• Material provided
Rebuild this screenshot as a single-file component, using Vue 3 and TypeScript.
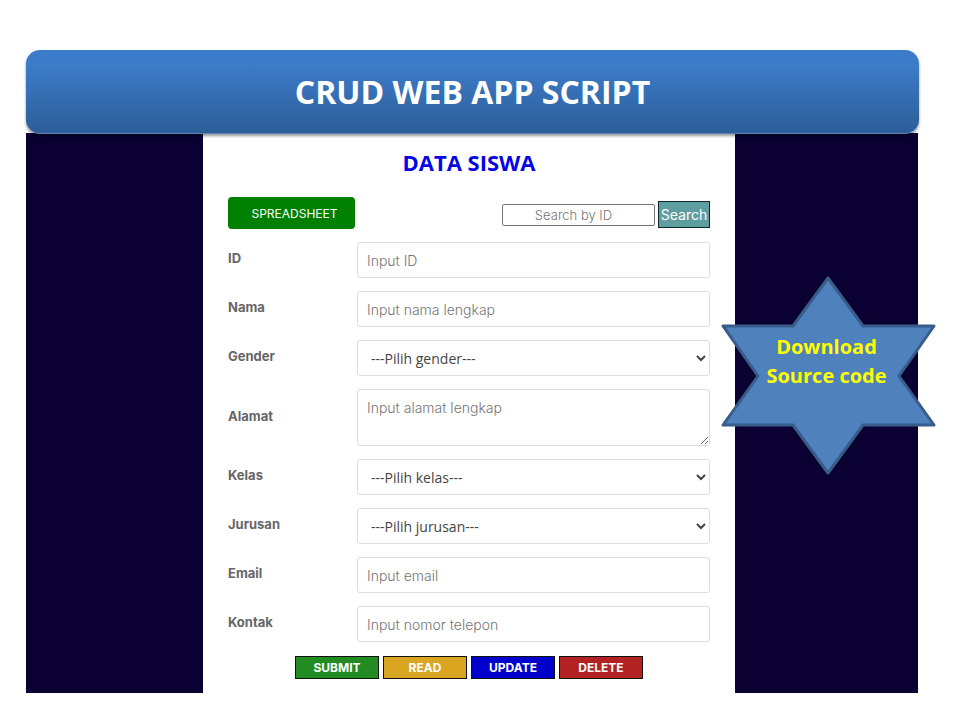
<script setup lang="ts">
import { reactive, ref } from 'vue'

interface Field {
  id: string
  label: string
  kind: 'text' | 'email' | 'tel' | 'select' | 'area'
  hint: string
}

const fields: Field[] = [
  { id: 'id', label: 'ID', kind: 'text', hint: 'Input ID' },
  { id: 'nama', label: 'Nama', kind: 'text', hint: 'Input nama lengkap' },
  { id: 'gender', label: 'Gender', kind: 'select', hint: '---Pilih gender---' },
  { id: 'alamat', label: 'Alamat', kind: 'area', hint: 'Input alamat lengkap' },
  { id: 'kelas', label: 'Kelas', kind: 'select', hint: '---Pilih kelas---' },
  { id: 'jurusan', label: 'Jurusan', kind: 'select', hint: '---Pilih jurusan---' },
  { id: 'email', label: 'Email', kind: 'email', hint: 'Input email' },
  { id: 'kontak', label: 'Kontak', kind: 'tel', hint: 'Input nomor telepon' },
]

const actions = ['SUBMIT', 'READ', 'UPDATE', 'DELETE']

const values = reactive<Record<string, string>>(
  Object.fromEntries(fields.map((f) => [f.id, ''])),
)
const query = ref('')
</script>

<template>
  <div class="page">
    <header class="banner">
      <h1>CRUD WEB APP SCRIPT</h1>
    </header>
    <div class="stage">
      <main class="card">
        <h2>DATA SISWA</h2>
        <div class="tools">
          <button type="button" class="sheet">SPREADSHEET</button>
          <form class="search" @submit.prevent>
            <input v-model="query" type="text" placeholder="Search by ID" aria-label="Search by ID" />
            <button type="submit">Search</button>
          </form>
        </div>
        <form @submit.prevent>
          <div class="fields">
            <div v-for="f in fields" :key="f.id" class="row">
              <label :for="f.id">{{ f.label }}</label>
              <select v-if="f.kind === 'select'" :id="f.id" v-model="values[f.id]" class="control">
                <option value="">{{ f.hint }}</option>
              </select>
              <textarea
                v-else-if="f.kind === 'area'"
                :id="f.id"
                v-model="values[f.id]"
                class="control area"
                :placeholder="f.hint"
              ></textarea>
              <input
                v-else
                :id="f.id"
                v-model="values[f.id]"
                class="control"
                :type="f.kind"
                :placeholder="f.hint"
              />
            </div>
          </div>
          <div class="actions">
            <button v-for="a in actions" :key="a" type="button" :class="a.toLowerCase()">{{ a }}</button>
          </div>
        </form>
      </main>
      <a class="star" href="#">
        <svg viewBox="0 0 217 202" aria-hidden="true">
          <path
            d="M108 3 L143 51 H214 L179 101 L214 150 H143 L108 198 L73 150 H3 L38 101 L3 51 H73 Z"
            fill="#4f81bd"
            stroke="#385d8a"
            stroke-width="3"
            stroke-linejoin="round"
          />
        </svg>
        <span>Download<br />Source code</span>
      </a>
    </div>
  </div>
</template>

<style>
body {
  background: #fff;
}
</style>

<style scoped>
* {
  box-sizing: border-box;
}
.page {
  padding: 50px 42px 27px 26px;
  font-family: Inter, 'Liberation Sans', sans-serif;
}
.banner {
  position: relative;
  z-index: 1;
  display: flex;
  align-items: center;
  justify-content: center;
  height: 84px;
  margin: 0 -1px -1px 0;
  border-radius: 14px;
  border-bottom: 1px solid #6283b4;
  background: linear-gradient(#3a7ccb, #3c7bc7 20%, #2c5d98);
  box-shadow: 0 2px 3px rgba(0, 0, 0, 0.4);
}
h1 {
  margin: 0;
  color: #fff;
  font: 700 32px/40px 'Open Sans', sans-serif;
}
.stage {
  position: relative;
  display: flex;
  justify-content: center;
  background: #0a0032;
  padding: 0 183px 0 177px;
}
.card {
  flex: 1;
  background: #fff;
  padding: 15px 25px 14px;
}
h2 {
  margin: 0 0 21px;
  color: #0505e6;
  text-align: center;
  font: 700 22px/28px 'Open Sans', sans-serif;
}
.tools {
  display: flex;
  justify-content: space-between;
  align-items: flex-start;
  margin-bottom: 13px;
}
button {
  padding: 0;
  font-family: inherit;
  color: #fff;
}
.sheet {
  width: 127px;
  height: 32px;
  padding-left: 6px;
  border: 0;
  border-radius: 4px;
  background: #008000;
  font-size: 12px;
}
.search {
  display: flex;
  align-items: center;
  gap: 3px;
  padding-top: 4px;
}
.search input {
  width: 153px;
  height: 22px;
  padding: 0 10px 0 0;
  border: 1px solid #767676;
  border-radius: 2px;
  text-align: center;
  font: 300 13px/18px Inter, sans-serif;
}
.search button {
  width: 52px;
  height: 27px;
  border: 1px solid #10282a;
  background: #5f9ea0;
  font-size: 14px;
}
.fields {
  display: grid;
  gap: 13px;
}
.row {
  display: grid;
  grid-template-columns: 129px minmax(0, 1fr);
  align-items: center;
}
label {
  padding-bottom: 4px;
  color: #666;
  font-size: 13px;
  font-weight: 700;
  line-height: 18px;
}
.control {
  width: 100%;
  height: 36px;
  padding: 0 9px;
  border: 1px solid #dedede;
  border-radius: 3px;
  background: #fff;
  color: #444;
  font: 300 14px/18px Inter, sans-serif;
}
select.control {
  font-family: 'Open Sans', sans-serif;
  font-weight: 400;
}
.area {
  display: block;
  height: 57px;
  padding: 9px;
  resize: both;
}
::placeholder {
  color: #757575;
}
.actions {
  display: flex;
  justify-content: center;
  gap: 4px;
  margin-top: 14px;
}
.actions button {
  width: 84px;
  height: 23px;
  border: 1px solid #111;
  font-size: 12px;
  font-weight: 700;
}
.submit {
  background: #228b22;
}
.read {
  background: #daa520;
}
.update {
  background: #0000cd;
}
.delete {
  background: #b22222;
}
.star {
  position: absolute;
  top: 142px;
  right: -19px;
  width: 217px;
  color: #ff0;
  text-align: center;
  text-decoration: none;
  font: 700 20px/29px 'Open Sans', sans-serif;
}
.star svg {
  display: block;
  width: 100%;
}
.star span {
  position: absolute;
  inset: 57px 4px auto 0;
}
</style>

• Exercise brief
Omit the pictures and reproduce the listing exactly.

• Exercise output
Rebuild this screenshot as a single-file component, using Vue 3 and TypeScript.
<script setup lang="ts">
import { reactive, ref } from 'vue'

interface Field {
  id: string
  label: string
  kind: 'text' | 'email' | 'tel' | 'select' | 'area'
  hint: string
}

const fields: Field[] = [
  { id: 'id', label: 'ID', kind: 'text', hint: 'Input ID' },
  { id: 'nama', label: 'Nama', kind: 'text', hint: 'Input nama lengkap' },
  { id: 'gender', label: 'Gender', kind: 'select', hint: '---Pilih gender---' },
  { id: 'alamat', label: 'Alamat', kind: 'area', hint: 'Input alamat lengkap' },
  { id: 'kelas', label: 'Kelas', kind: 'select', hint: '---Pilih kelas---' },
  { id: 'jurusan', label: 'Jurusan', kind: 'select', hint: '---Pilih jurusan---' },
  { id: 'email', label: 'Email', kind: 'email', hint: 'Input email' },
  { id: 'kontak', label: 'Kontak', kind: 'tel', hint: 'Input nomor telepon' },
]

const actions = ['SUBMIT', 'READ', 'UPDATE', 'DELETE']

const values = reactive<Record<string, string>>(
  Object.fromEntries(fields.map((f) => [f.id, ''])),
)
const query = ref('')
</script>

<template>
  <div class="page">
    <header class="banner">
      <h1>CRUD WEB APP SCRIPT</h1>
    </header>
    <div class="stage">
      <main class="card">
        <h2>DATA SISWA</h2>
        <div class="tools">
          <button type="button" class="sheet">SPREADSHEET</button>
          <form class="search" @submit.prevent>
            <input v-model="query" type="text" placeholder="Search by ID" aria-label="Search by ID" />
            <button type="submit">Search</button>
          </form>
        </div>
        <form @submit.prevent>
          <div class="fields">
            <div v-for="f in fields" :key="f.id" class="row">
              <label :for="f.id">{{ f.label }}</label>
              <select v-if="f.kind === 'select'" :id="f.id" v-model="values[f.id]" class="control">
                <option value="">{{ f.hint }}</option>
              </select>
              <textarea
                v-else-if="f.kind === 'area'"
                :id="f.id"
                v-model="values[f.id]"
                class="control area"
                :placeholder="f.hint"
              ></textarea>
              <input
                v-else
                :id="f.id"
                v-model="values[f.id]"
                class="control"
                :type="f.kind"
                :placeholder="f.hint"
              />
            </div>
          </div>
          <div class="actions">
            <button v-for="a in actions" :key="a" type="button" :class="a.toLowerCase()">{{ a }}</button>
          </div>
        </form>
      </main>
      <a class="star" href="#">
        <svg viewBox="0 0 217 202" aria-hidden="true">
          <path
            d="M108 3 L143 51 H214 L179 101 L214 150 H143 L108 198 L73 150 H3 L38 101 L3 51 H73 Z"
            fill="#4f81bd"
            stroke="#385d8a"
            stroke-width="3"
            stroke-linejoin="round"
          />
        </svg>
        <span>Download<br />Source code</span>
      </a>
    </div>
  </div>
</template>

<style>
body {
  background: #fff;
}
</style>

<style scoped>
* {
  box-sizing: border-box;
}
.page {
  padding: 50px 42px 27px 26px;
  font-family: Inter, 'Liberation Sans', sans-serif;
}
.banner {
  position: relative;
  z-index: 1;
  display: flex;
  align-items: center;
  justify-content: center;
  height: 84px;
  margin: 0 -1px -1px 0;
  border-radius: 14px;
  border-bottom: 1px solid #6283b4;
  background: linear-gradient(#3a7ccb, #3c7bc7 20%, #2c5d98);
  box-shadow: 0 2px 3px rgba(0, 0, 0, 0.4);
}
h1 {
  margin: 0;
  color: #fff;
  font: 700 32px/40px 'Open Sans', sans-serif;
}
.stage {
  position: relative;
  display: flex;
  justify-content: center;
  background: #0a0032;
  padding: 0 183px 0 177px;
}
.card {
  flex: 1;
  background: #fff;
  padding: 15px 25px 14px;
}
h2 {
  margin: 0 0 21px;
  color: #0505e6;
  text-align: center;
  font: 700 22px/28px 'Open Sans', sans-serif;
}
.tools {
  display: flex;
  justify-content: space-between;
  align-items: flex-start;
  margin-bottom: 13px;
}
button {
  padding: 0;
  font-family: inherit;
  color: #fff;
}
.sheet {
  width: 127px;
  height: 32px;
  padding-left: 6px;
  border: 0;
  border-radius: 4px;
  background: #008000;
  font-size: 12px;
}
.search {
  display: flex;
  align-items: center;
  gap: 3px;
  padding-top: 4px;
}
.search input {
  width: 153px;
  height: 22px;
  padding: 0 10px 0 0;
  border: 1px solid #767676;
  border-radius: 2px;
  text-align: center;
  font: 300 13px/18px Inter, sans-serif;
}
.search button {
  width: 52px;
  height: 27px;
  border: 1px solid #10282a;
  background: #5f9ea0;
  font-size: 14px;
}
.fields {
  display: grid;
  gap: 13px;
}
.row {
  display: grid;
  grid-template-columns: 129px minmax(0, 1fr);
  align-items: center;
}
label {
  padding-bottom: 4px;
  color: #666;
  font-size: 13px;
  font-weight: 700;
  line-height: 18px;
}
.control {
  width: 100%;
  height: 36px;
  padding: 0 9px;
  border: 1px solid #dedede;
  border-radius: 3px;
  background: #fff;
  color: #444;
  font: 300 14px/18px Inter, sans-serif;
}
select.control {
  font-family: 'Open Sans', sans-serif;
  font-weight: 400;
}
.area {
  display: block;
  height: 57px;
  padding: 9px;
  resize: both;
}
::placeholder {
  color: #757575;
}
.actions {
  display: flex;
  justify-content: center;
  gap: 4px;
  margin-top: 14px;
}
.actions button {
  width: 84px;
  height: 23px;
  border: 1px solid #111;
  font-size: 12px;
  font-weight: 700;
}
.submit {
  background: #228b22;
}
.read {
  background: #daa520;
}
.update {
  background: #0000cd;
}
.delete {
  background: #b22222;
}
.star {
  position: absolute;
  top: 142px;
  right: -19px;
  width: 217px;
  color: #ff0;
  text-align: center;
  text-decoration: none;
  font: 700 20px/29px 'Open Sans', sans-serif;
}
.star svg {
  display: block;
  width: 100%;
}
.star span {
  position: absolute;
  inset: 57px 4px auto 0;
}
</style>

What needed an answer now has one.